GARA Resists Another Challenge To Diminish Statute Of Repose

 A unanimous en banc panel of the Pennsylvania Superior Court has held the issuance of Service Bulletins does not toll or restart the clock for calculating the statute of repose found in the federal General Aviation Revitalization Act of 1994.  In Moyer v. Teledyne Continental Motors Inc., No. 1402 EDA 2007, 2009 WL 1929328 (Pa. Super. July 7, 2009). Appellants (Plaintiffs), relying on Caldwell v. Enstron Helicopter Corp., 230 F.3d 1155 (9th Cir. 2005) that held flight manuals could be considered a new part or defective system sufficient to restart the clock, sought a similar ruling from the Court that would treat frequently issued Service Bulletins in the same manner as instruction manuals in an effort to circumvent the 18 year statute of repose. 

The Superior Court, however, finding support in a 2009 Washington Court of Appeals matter captioned, Burton v.
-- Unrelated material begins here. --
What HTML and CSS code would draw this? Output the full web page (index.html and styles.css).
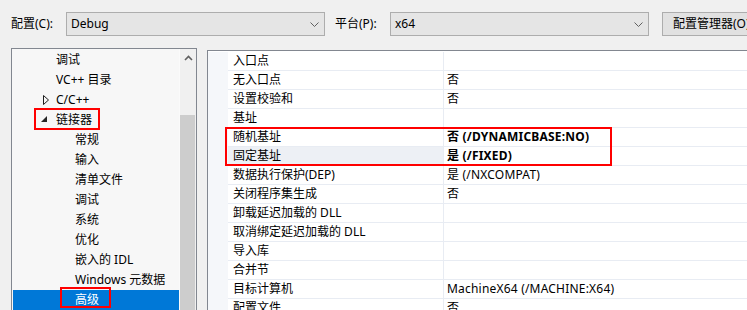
FILE: index.html
```html
<!DOCTYPE html>
<html lang="zh-CN">
<head>
<meta charset="utf-8">
<title>属性页</title>
<link rel="stylesheet" href="styles.css">
</head>
<body>
<div class="toolbar">
  <span class="lbl lbl-config">配置(C):</span>
  <div class="combo combo-config"><span class="combo-text">Debug</span><svg class="chev" width="9" height="5" viewBox="0 0 9 5"><polyline points="0.5,0.5 4.5,4.5 8.5,0.5" fill="none" stroke="#606060" stroke-width="1"/></svg></div>
  <span class="lbl lbl-platform">平台(P):</span>
  <div class="combo combo-platform"><span class="combo-text">x64</span><svg class="chev" width="9" height="5" viewBox="0 0 9 5"><polyline points="0.5,0.5 4.5,4.5 8.5,0.5" fill="none" stroke="#606060" stroke-width="1"/></svg></div>
  <div class="btn">配置管理器(O)...</div>
</div>

<div class="main">
  <div class="tree">
    <div class="tree-list">
      <div class="trow l1"><span class="exp"></span><span>调试</span></div>
      <div class="trow l1"><span class="exp"></span><span>VC++ 目录</span></div>
      <div class="trow l1"><span class="exp"><svg width="7" height="10" viewBox="0 0 7 10"><polygon points="0.5,0.5 5.5,5 0.5,9.5" fill="none" stroke="#1e1e1e" stroke-width="1"/></svg></span><span>C/C++</span></div>
      <div class="trow l1"><span class="exp exp-open"><svg width="7" height="7" viewBox="0 0 7 7"><polygon points="6,0 6,6 0,6" fill="#262626"/></svg></span><span>链接器</span></div>
      <div class="trow l2">常规</div>
      <div class="trow l2">输入</div>
      <div class="trow l2">清单文件</div>
      <div class="trow l2">调试</div>
      <div class="trow l2">系统</div>
      <div class="trow l2">优化</div>
      <div class="trow l2">嵌入的 IDL</div>
      <div class="trow l2">Windows 元数据</div>
      <div class="trow l2 selected">高级</div>
    </div>
    <div class="vscroll">
      <div class="sb-arrow"><svg width="9" height="6" viewBox="0 0 9 6"><polyline points="1,5 4.5,1.5 8,5" fill="none" stroke="#606060" stroke-width="1.6"/></svg></div>
      <div class="sb-thumb"></div>
    </div>
    <div class="mark mark-linker"></div>
    <div class="mark mark-advanced"></div>
  </div>

  <div class="grid">
    <div class="prow"><span class="gut"></span><span class="pname">入口点</span><span class="pval"></span></div>
    <div class="prow"><span class="gut"></span><span class="pname">无入口点</span><span class="pval">否</span></div>
    <div class="prow"><span class="gut"></span><span class="pname">设置校验和</span><span class="pval">否</span></div>
    <div class="prow"><span class="gut"></span><span class="pname">基址</span><span class="pval"></span></div>
    <div class="prow"><span class="gut"></span><span class="pname">随机基址</span><span class="pval bold">否 (/DYNAMICBASE:NO)</span></div>
    <div class="prow"><span class="gut"></span><span class="pname hl">固定基址</span><span class="pval bold">是 (/FIXED)</span></div>
    <div class="prow"><span class="gut"></span><span class="pname">数据执行保护(DEP)</span><span class="pval">是 (/NXCOMPAT)</span></div>
    <div class="prow"><span class="gut"></span><span class="pname">关闭程序集生成</span><span class="pval">否</span></div>
    <div class="prow"><span class="gut"></span><span class="pname">卸载延迟加载的 DLL</span><span class="pval"></span></div>
    <div class="prow"><span class="gut"></span><span class="pname">取消绑定延迟加载的 DLL</span><span class="pval"></span></div>
    <div class="prow"><span class="gut"></span><span class="pname">导入库</span><span class="pval"></span></div>
    <div class="prow"><span class="gut"></span><span class="pname">合并节</span><span class="pval"></span></div>
    <div class="prow"><span class="gut"></span><span class="pname">目标计算机</span><span class="pval">MachineX64 (/MACHINE:X64)</span></div>
    <div class="prow"><span class="gut"></span><span class="pname">配置文件</span><span class="pval">否</span></div>
    <div class="mark mark-base"></div>
  </div>
</div>
</body>
</html>
```

FILE: styles.css
```css
* { box-sizing: border-box; }

html, body {
  margin: 0;
  padding: 0;
}

body {
  width: 747px;
  height: 310px;
  overflow: hidden;
  background: #f0f0f0;
  color: #000;
  font-family: "Noto Sans", "Noto Sans CJK SC", sans-serif;
  font-size: 12px;
}

.toolbar {
  display: flex;
  align-items: center;
  padding: 12px 0 0 11px;
  height: 36px;
  white-space: nowrap;
}

.lbl {
  flex: 0 0 auto;
  line-height: 24px;
}
.lbl-config { width: 55px; }
.lbl-platform { width: 55px; margin-left: 10px; }

.combo {
  flex: 0 0 259px;
  height: 24px;
  display: flex;
  align-items: center;
  justify-content: space-between;
  background: #e5e5e5;
  border: 1px solid #adadad;
  padding: 0 5px 0 4px;
}
.combo-text { line-height: 22px; }
.chev { display: block; margin-top: 1px; }

.btn {
  flex: 0 0 120px;
  height: 24px;
  margin-left: 13px;
  background: #e1e1e1;
  border: 1px solid #adadad;
  padding-left: 10px;
  line-height: 22px;
  overflow: hidden;
}

.main {
  display: flex;
  align-items: flex-start;
  padding-left: 11px;
  margin-top: 12px;
}

/* tree */
.tree {
  position: relative;
  flex: 0 0 186px;
  height: 280px;
  display: flex;
  border: 1px solid #828790;
  background: #f7f7f7;
}

.tree-list {
  flex: 1 1 auto;
  padding-left: 1px;
  padding-top: 1px;
}

.trow {
  display: flex;
  align-items: center;
  height: 20px;
  line-height: 20px;
  white-space: nowrap;
}
.trow.l1 { padding-left: 27px; }
.trow.l2 { padding-left: 62px; }
.trow.selected {
  background: #0078d7;
  color: #fff;
}

.exp {
  flex: 0 0 16px;
  height: 20px;
  display: flex;
  align-items: center;
  padding-left: 3px;
}
.exp svg { display: block; }
.exp-open { padding-left: 1px; align-items: flex-start; padding-top: 6px; }

.vscroll {
  flex: 0 0 17px;
  background: #f0f0f0;
  border-left: 1px solid #fafafa;
}
.sb-arrow {
  height: 17px;
  display: flex;
  align-items: center;
  justify-content: center;
}
.sb-arrow svg { display: block; }
.sb-thumb {
  margin-top: 49px;
  height: 220px;
  width: 15px;
  background: #cdcdcd;
}

/* annotation marks */
.mark {
  position: absolute;
  border: 2px solid #f00;
  pointer-events: none;
}
.mark-linker { left: 22px; top: 59px; width: 66px; height: 22px; }
.mark-advanced { left: 48px; top: 238px; width: 51px; height: 21px; }

/* property grid */
.grid {
  position: relative;
  flex: 0 0 560px;
  margin-left: 10px;
  margin-top: 2px;
  height: 280px;
  border-left: 1px solid #828790;
  border-top: 1px solid #828790;
  background: #fff;
  padding-top: 1px;
}

.prow {
  display: grid;
  grid-template-columns: 20px 216px 1fr;
  height: 19px;
}

.gut {
  background: #f5f7fa;
}

.pname, .pval {
  border-bottom: 1px solid #e8ecf3;
  line-height: 18px;
  white-space: nowrap;
  overflow: hidden;
}
.pname {
  padding-left: 5px;
  border-right: 1px solid #e8ecf3;
}
.pname.hl { background: #edf0f5; }
.pval { padding-left: 3px; letter-spacing: 0.2px; }
.pval.bold { font-weight: 700; }

.mark-base { left: 17px; top: 76px; width: 387px; height: 39px; }
```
Twin Commander Aircraft, 148 Wash. App. 606 (Wash. Ct. App. Feb. 9, 2009) that held maintenance manuals are not to be considered a “part of an aircraft” extended the Burton ruling to Service Bulletins.  The Moyer Court held Service Bulletins are distinguishable from instruction manuals, in part, because in the Caldwell case, it was the manual itself that was defective for failing to supply critical information to the operator, whereas in the Moyer case it was the aircraft part/component that was defective-not the Service Bulletin.  The Court determined that a Service Bulletin is more analogous to a repair/maintenance manual used by mechanics for purposes of troubleshooting, repair and maintenance of an aircraft. 

Rejecting Appellant’s assertions that Congress considered and intended to include the re-issuance of Service Bulletins to re-trigger the statute of repose, the Moyer Court held, instead, that frequency upon which Service Bulletins are issued would, to the contrary, frustrate and erode the intent of the Act if the issuance of Service Bulletins could be used to restart the clock.